I compare this situation to that of a prosecutor at a trial saying, "We intend to prove that the accused had a motive to murder the alleged victim, had an opportunity to murder the alleged victim, and did in fact murder the alleged victim."

Would this be hate speech?

It depends on the quality of the evidence. It depends on whether the speaker is somebody who was lead to believe that the accused committed a murder by the evidence. Or, instead, if the speaker was lead to believe that the evidence is evidence of murder because this is what he wants to believe.

When a desire to believe that somebody is guilty causes one to see "evidence" where none exists - causes a person to evaluate the evidence according to whether it supports the desired conclusion, rather than evaluate conclusions based on the available evidence, then we have evidence for an accusation of hate-speech.

Many of the arguments against gay marriage use "evidence" that fits this second category. There is no actual evidence to suggest that allowing homosexual marriage would be harmful to a society's capacity to raise children. There is simply a desire to believe that this is the case by those who are looking for an excuse - a rationalization - to make actions harmful to the interests of homosexuals seem legitimate.

One last point. Baker said:

Inciting violence or hostility is always wrong whether using lies or not.

This is false.

All we need to do is to note that criminal punishment is violence. Arresting a person and holding him in jail, or executing him, is a violent act, backed by people with guns.

It is not wrong to incite violence or hostility against, for example, rapists, murderers, thieves, embezzlers, con artists, and the like. We do it all the time.

What is wrong is inciting unjustified violence against these people - with assuming that they are guilty, rather than assuming that they are innocent unless and until the weight of the evidence proves guilt beyond a reasonable doubt.

Homosexuals have a right to the same type of consideration. They have a right to our assumption that homosexual marriage is not a threat to the quality of our institutions geared for raising children unless and until the weight of the evidence proves otherwise beyond a reasonable doubt.
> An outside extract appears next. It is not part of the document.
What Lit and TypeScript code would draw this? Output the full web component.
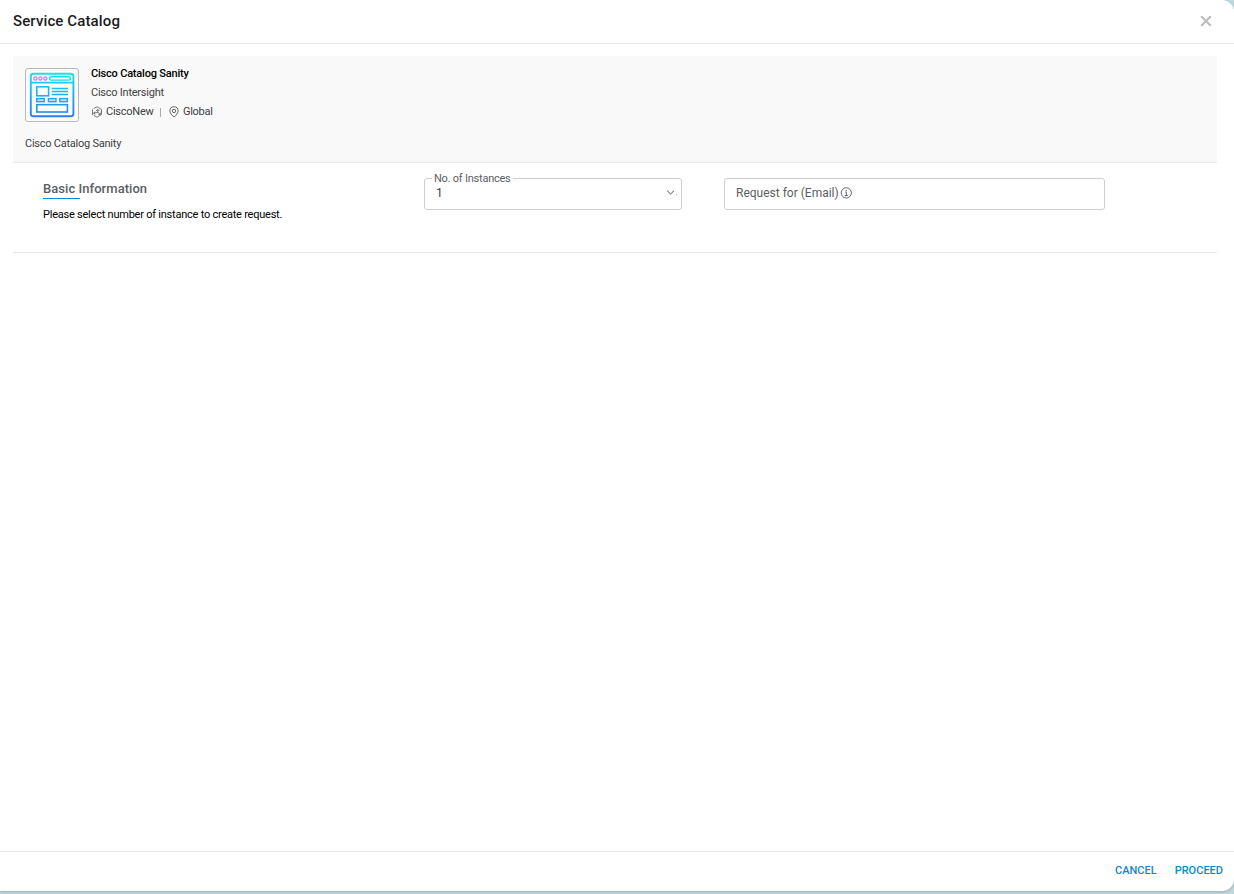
import { LitElement, html, css } from "lit";
import { customElement } from "lit/decorators.js";

@customElement("catalog-summary")
class CatalogSummary extends LitElement {
  static styles = css`
    :host { display: block; box-sizing: border-box; height: 107px; padding: 12px 12px 0; background: #f9f9f9; border-bottom: 1px solid #e9e9e9; color: #3f4144; font-size: 11px; letter-spacing: -.24px; }
    .top { display: flex; gap: 12px; height: 54px; }
    .logo { box-sizing: border-box; width: 54px; height: 54px; border: 1px solid #b9b9b9; border-radius: 3px; background: #fcfcfc; }
    .logo svg { display: block; }
    .info { display: flex; flex-direction: column; margin-top: -4px; }
    .row { height: 19px; line-height: 19px; display: flex; align-items: center; white-space: nowrap; }
    .name { color: #000; font-weight: 500; letter-spacing: -.2px; }
    .meta svg { flex: none; margin-right: 3px; }
    .bar { width: 1px; height: 9px; background: #aaa; margin: 1px 7.3px 0 6px; }
    .desc { margin-top: 15px; line-height: 14px; }
  `;
  render() {
    return html`
      <div class="top">
        <div class="logo">
          <svg width="52" height="52" viewBox="26 69 52 52" fill="none" stroke="url(#g)" stroke-width="1.6">
            <defs>
              <linearGradient id="g" gradientUnits="userSpaceOnUse" x1="0" y1="73" x2="0" y2="117">
                <stop offset="0" stop-color="#19e3ea" />
                <stop offset="1" stop-color="#2b7cf2" />
              </linearGradient>
            </defs>
            <rect x="30.8" y="73.8" width="42.6" height="42.4" rx="2.5" stroke-width="1.9" />
            <path d="M31 82.6h42.2" />
            <g stroke="#c77cf0" stroke-width="1.3">
              <circle cx="35.4" cy="78.4" r="1.6" /><circle cx="40.4" cy="78.4" r="1.6" /><circle cx="45.4" cy="78.4" r="1.6" />
            </g>
            <rect x="49.6" y="76.7" width="20.8" height="3.4" rx="1.7" stroke-width="1.4" />
            <rect x="36.8" y="86.8" width="11.8" height="9" />
            <path d="M51.7 88.5h16.3M51.7 91.5h16.3M51.7 94.5h16.3" stroke-width="1.5" />
            <g stroke-width="1.4">
              <rect x="36.7" y="98.6" width="7.6" height="3.1" fill="#2ba0f0" fill-opacity=".3" /><rect x="48.4" y="98.6" width="7.6" height="3.1" fill="#2ba0f0" fill-opacity=".3" /><rect x="59.8" y="98.6" width="7.6" height="3.1" fill="#2ba0f0" fill-opacity=".3" />
            </g>
            <rect x="36.8" y="104.7" width="30.6" height="7.3" />
          </svg>
        </div>
        <div class="info">
          <div class="row name">Cisco Catalog Sanity</div>
          <div class="row">Cisco Intersight</div>
          <div class="row meta">
            <svg width="12" height="12" viewBox="0 0 12 12" fill="none" stroke="#55585b" stroke-width=".8">
              <path d="M2.7 2.5 6 .8l4.5 2.6v5.2L6 11.2 2.9 9.5M1.5 8.6V3.4M1.5 8.6l.9.6" />
              <path d="M6.8 3.4v3L2.6 7.2M6.8 6.4l2.4 1.8M4.8 5.1l2-1.7 1.4 1.6M4 5.8 2.5 7.2 4.3 8.3M9.3 6.6v1.7l-1.9.3" />
            </svg>
            <span>CiscoNew</span><span class="bar"></span>
            <svg width="12" height="12" viewBox="0 0 12 12" fill="none" stroke="#55585b" stroke-width=".9">
              <path d="M6 11.1C3.6 8.9 1.9 7 1.9 4.9a4.1 4.1 0 0 1 8.2 0C10.1 7 8.4 8.9 6 11.1Z" />
              <circle cx="6" cy="5" r="1.7" />
            </svg>
            <span>Global</span>
          </div>
        </div>
      </div>
      <div class="desc">Cisco Catalog Sanity</div>
    `;
  }
}

@customElement("request-form")
class RequestForm extends LitElement {
  static styles = css`
    :host { box-sizing: border-box; display: grid; grid-template-columns: 381px 258px 381px; height: 90px; padding: 15px 0 0 30px; border-bottom: 1px solid #e9e9e9; align-items: start; }
    .heading { width: max-content; height: 19px; color: #5b5e62; font-size: 13px; font-weight: 500; line-height: 20px; margin-top: 1px; letter-spacing: .05px; }
    .rule { width: 37px; height: 1px; background: #0e86d4; }
    .hint { margin-top: 9px; font-size: 11px; line-height: 14px; color: #000; letter-spacing: -.23px; }
    .field { box-sizing: border-box; height: 32px; border: 1px solid #cdcfd8; border-radius: 3px; display: flex; align-items: center; padding: 0 4px 2px 11px; font-size: 12px; color: #5b5e62; position: relative; }
    .email { margin-left: 42px; width: 381px; }
    .label { position: absolute; left: 7px; top: -7px; padding: 0 2px; background: #fff; font-size: 11px; line-height: 14px; white-space: nowrap; letter-spacing: -.23px; }
    .value { flex: 1; color: #3a3c40; }
    .email svg { margin-left: 1.6px; }
  `;
  render() {
    return html`
      <div>
        <div class="heading">Basic Information</div>
        <div class="rule"></div>
        <div class="hint">Please select number of instance to create request.</div>
      </div>
      <div class="field">
        <span class="label">No. of Instances</span>
        <span class="value">1</span>
        <svg width="12" height="8" viewBox="0 0 12 8" fill="none" stroke="#4a4d52">
          <path d="m2.2 1.7 3.4 3.3L9 1.7" /><path d="M11.5 5v1" stroke="#aaa" stroke-width=".8" />
        </svg>
      </div>
      <div class="field email">
        <span>Request for (Email)</span>
        <svg width="12" height="12" viewBox="0 0 12 12" fill="none" stroke="#55585b" stroke-width=".9">
          <circle cx="6.3" cy="5.9" r="5.1" /><path d="M5.2 5.1h1.2v3.3M4.8 8.5h3.1" /><circle cx="6.3" cy="3.3" r=".65" fill="#55585b" stroke="none" />
        </svg>
      </div>
    `;
  }
}

@customElement("app-root")
class AppRoot extends LitElement {
  static styles = css`
    :host { display: block; height: 894px; overflow: hidden; background: #bfd6da; font-family: Roboto, sans-serif; }
    .dialog { box-sizing: border-box; height: 891px; display: flex; flex-direction: column; background: #fff; border-radius: 0 12px 12px 0; box-shadow: 0 1px 3px rgba(60, 100, 110, .3); }
    .head { box-sizing: border-box; height: 44px; flex: none; display: flex; align-items: center; justify-content: space-between; padding: 0 22px 2px 13px; border-bottom: 1px solid #e8e8e8; }
    .title { font-size: 15px; font-weight: 500; color: #1c1c1e; letter-spacing: .12px; }
    .body { flex: 1; padding: 12px 17px 0 13px; }
    .foot { box-sizing: border-box; height: 40px; flex: none; display: flex; align-items: center; justify-content: flex-end; gap: 18px; padding: 0 11px 2px; border-top: 1px solid #e8e8e8; }
    .action { font-size: 11px; font-weight: 500; color: #0e86d4; }
  `;
  render() {
    return html`
      <div class="dialog">
        <div class="head">
          <div class="title">Service Catalog</div>
          <svg width="12" height="12" viewBox="0 0 12 12" stroke="#bdbdbd" stroke-width="2.2"><path d="m1.2 1.2 9.6 9.6M10.8 1.2 1.2 10.8" /></svg>
        </div>
        <div class="body">
          <catalog-summary></catalog-summary>
          <request-form></request-form>
        </div>
        <div class="foot">
          <span class="action">CANCEL</span>
          <span class="action">PROCEED</span>
        </div>
      </div>
    `;
  }
}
And let us not forget . . . what is most often forgotten . . . that an important subset of those children whose interests we are supposed to be protecting are homosexuals.

5 comments:

Anonymous said...

Would you please clarify (or point me where I've missed reading) how and whether you make a distinction between condemning an act from condemning a person? If you don't make a distinction, would you elaborate as to why you don't? Thanks-

Anonymous said...

I appreciate your blog. I enjoy your posts. Later I will hopefully engage more in comments. Just wanted to drop a note of encouragement.

Anonymous said...

Annie said-
"Would you please clarify how and whether you make a distinction between condemning an act from condemning a person? If you don't make a distinction, would you elaborate as to why you don't?

I think this post may explain the distinction between condemning an act and condemning a person.

This quote (from near the end of the post) is a summation, and really it isn't very helpful without having read the linked post. But to quote/summarize:

"all moral judgments are ultimately judgments about mental states... Our identity – the ‘who’ we are – is a collection of mental states. It makes no sense to judge somebody – to call that person good or evil – without calling a collection of mental states good or evil."

Anonymous said...

To clarify the last point, what I meant to say was that - it is senseless to condemn and act. No one does that, and this is demonstrable. We only condemn desires/aversions, and by doing so condemn the people who have these desires/aversions (as condemning just a desire without condemning everyone who has this desire doesn't make any sense. If a desire is bad, then everyone who has this desire is bad in at least that one aspect.)

Anonymous said...

Annie -

I realize this is my 3rd comment on the same post. I apologize, I'm a bit scatter-brained right now. I wish I could edit these together as one comment.

To elaborate - in DU, one does not condemn acts. One condemns desires. The act of "shooting JR" is either good or bad depending on the desires motivating the act. Shooting JR due to a desire to take his money is bad. Shooting JR due to a desire to protect yourself/your loved ones (assuming it's obvious he is about to hurt you/your loved ones) is good. So it is the desires that are condemned, not the acts.

The reason you cannot condemn simply a desire without condemning a person is because desires don't exist on their own. There is no Platonic Ideal Desire to Protect, just as there is no Platonic Ideal Chair. All desires are contained within people. If there were no humans on earth, there would be no desires on earth. All desires are mental states of agents. Therefore when we condemn a desire we are saying "This person is bad because he has this mental state. You should not have this mental state. If you do, you will be punished." You cannot disentangle one from the other. To say that someone has bad desires (such as the desire to kill your loved ones for profit) without saying that the person himself is bad for having this desire is nonsensical.